Back in the day you had barcode readers to read, say, your university card, and then read some of a number of tags printed on laminated sheets. So instead of picking your choices off a menu on the nearby handy terminal-with-keyboard, you had to leaf through numerous sheets. It struck me as a bit silly. Much of the forced applying of rfid tags strikes me as similar, except that printing barcodes takes but a simple printer, a dot-matrix or thermal printer will do. RFID tags, though, are a nice earner for the manufacturers. No wonder they want us to stick them on bloody everything, whether it makes sense or not.
The thing that I don't get, is it is called 'contactless payments' yet you make contact between the reader and sticker / card / phone / whatever....

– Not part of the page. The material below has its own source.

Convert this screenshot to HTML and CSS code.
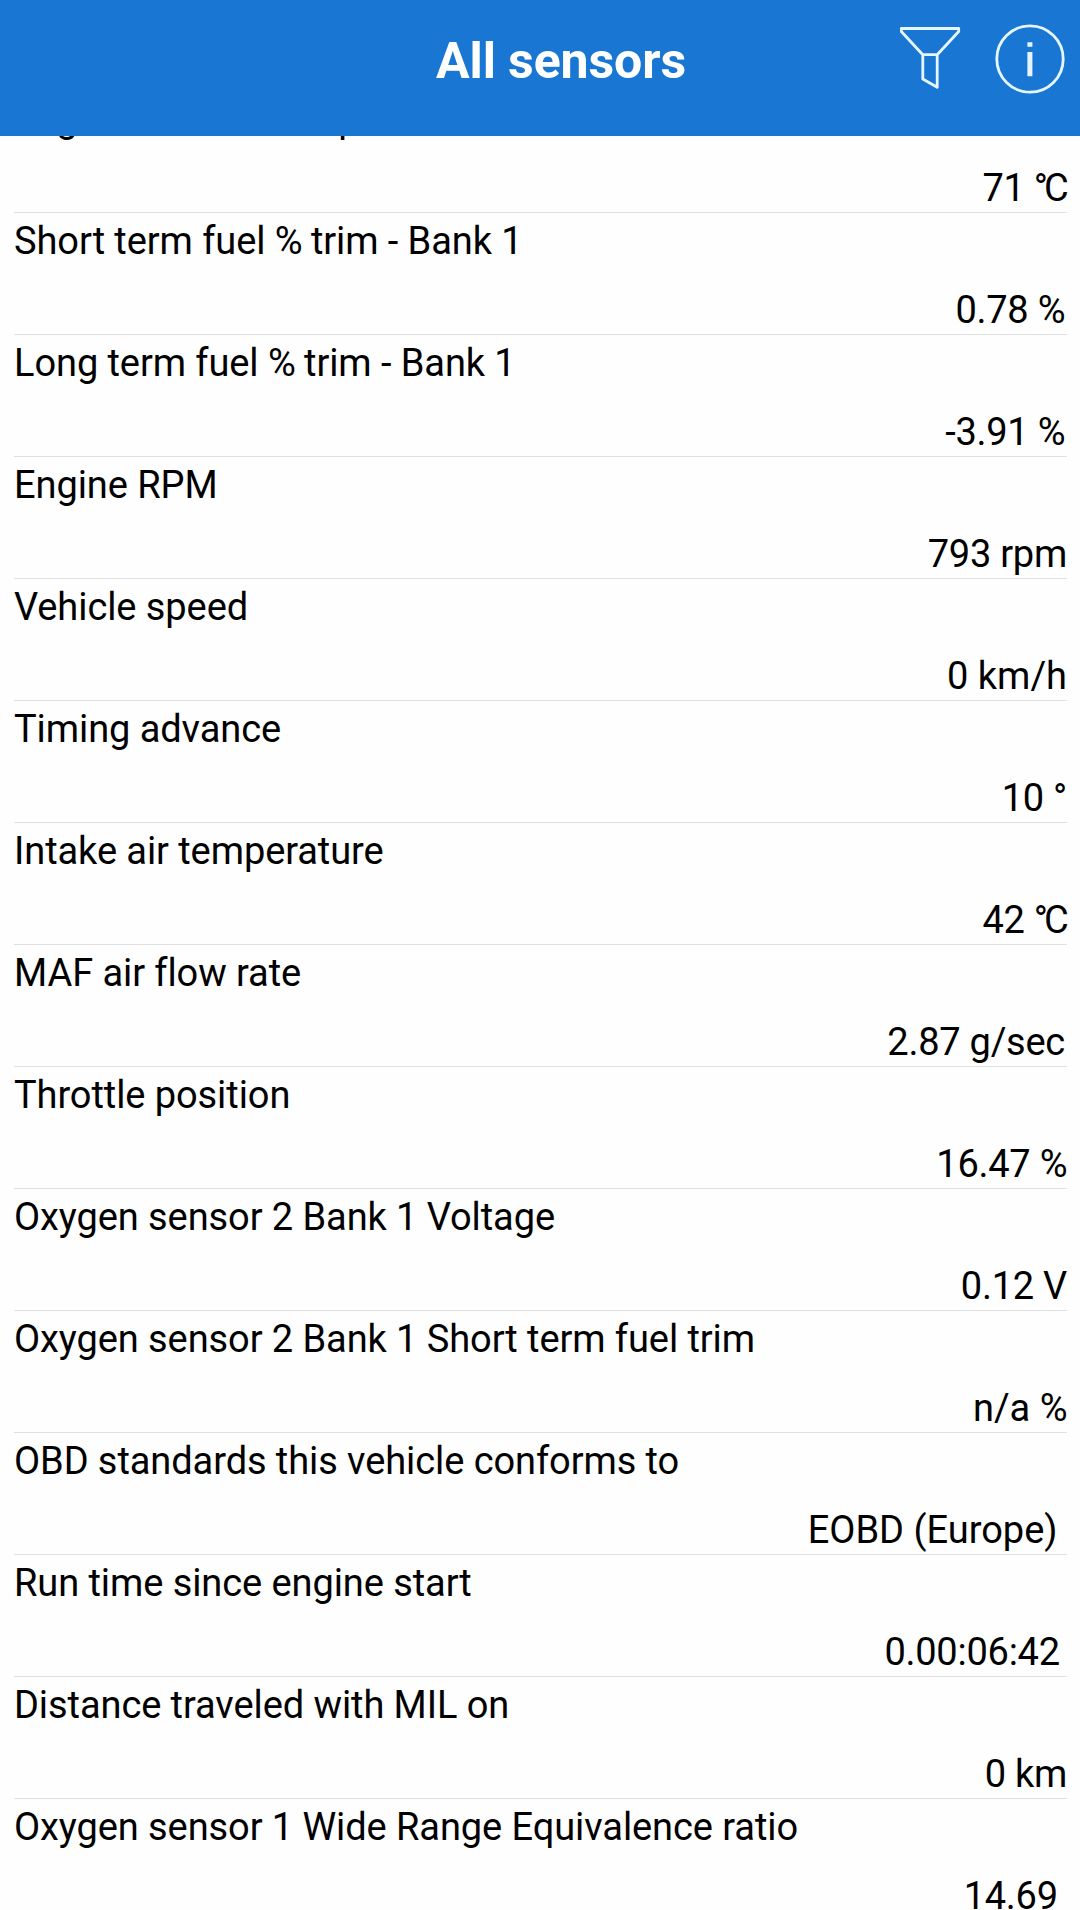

Pay-by-bonk is much better and more accurate. If it was widely adopted as the name for this 'new' tech craze, more people might get on board
I think these stickers are they're interim solution until the tech finally catches up...
But unless taking your wallet out to "bonk" of your pocket is significantly slower, it's probably not too significant, as if you left your phone lying around, you wouldn't want anyone to see the sticker...
The benefit when NFC comes is that it would still be authenticated which would prevent anyone else using your card.
Not surprisingly, lots of comments about transaction charges. I'd love to use electronic cash this way but don't want x% of my income frittered away to the banks on cash transactions. We don't pay for transactions in hard cash because ukgov supplies it and shops absorb the cost of handling it. Now that hard cash is outdated doesn't it make sense for the government to develop ecash and keep it free. It will cost initially but may end up cheaper than printing/moving paper cash. Any downside... well they make a complete balls up of anything with software.